I can imagine a council for everything, in one or more of which everyone possessed of at least normal intelligence participates.

And I imagine that, a few social gatherings of these councils aside (so as to put faces on names — and so much more that is important about shaking someone’s hand), the business of these councils would be conducted online. Online, not because of the relative convenience, but because the product of every council’s deliberations would be a position paper, modeled perhaps on the Declaration of Independence. (The discussion of the position would be conducted as a series of annotated drafts.) Conclusions and resolutions would be stated clearly, as unambiguously as possible, and in as friendly a spirit as possible (and by “friendly” I do not mean “nice.”). Then they would be circulated to other councils undertaking similar deliberations.  The endorsement of and amendment by every council of any such statement would increase its power — the power, that is, of all its supporters. A point to stress is that these ongoing councils would not resemble popular demonstrations or protest marches. Councils would be myriad and endless, interesting but rarely exciting. They would largely replace “political news,” and certainly wipe away the disgrace of political advertising.

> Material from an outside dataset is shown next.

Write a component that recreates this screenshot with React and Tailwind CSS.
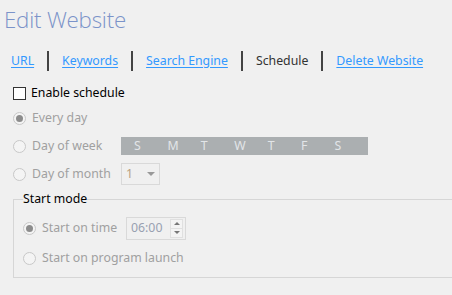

There is nothing in the federal constitution, by the way, that would prohibit the “election” of representatives in this manner.

I myself am considering the establishment of a Committee on Public Manners, whose first position paper would cover the use of handheld electronic devices in public. Not only is there a need for such a manifesto, but the its composition would impel the spread of that expanded consciousness that Arendt is always thanking Kant for discussing: the ability to see things from the point of view of someone else.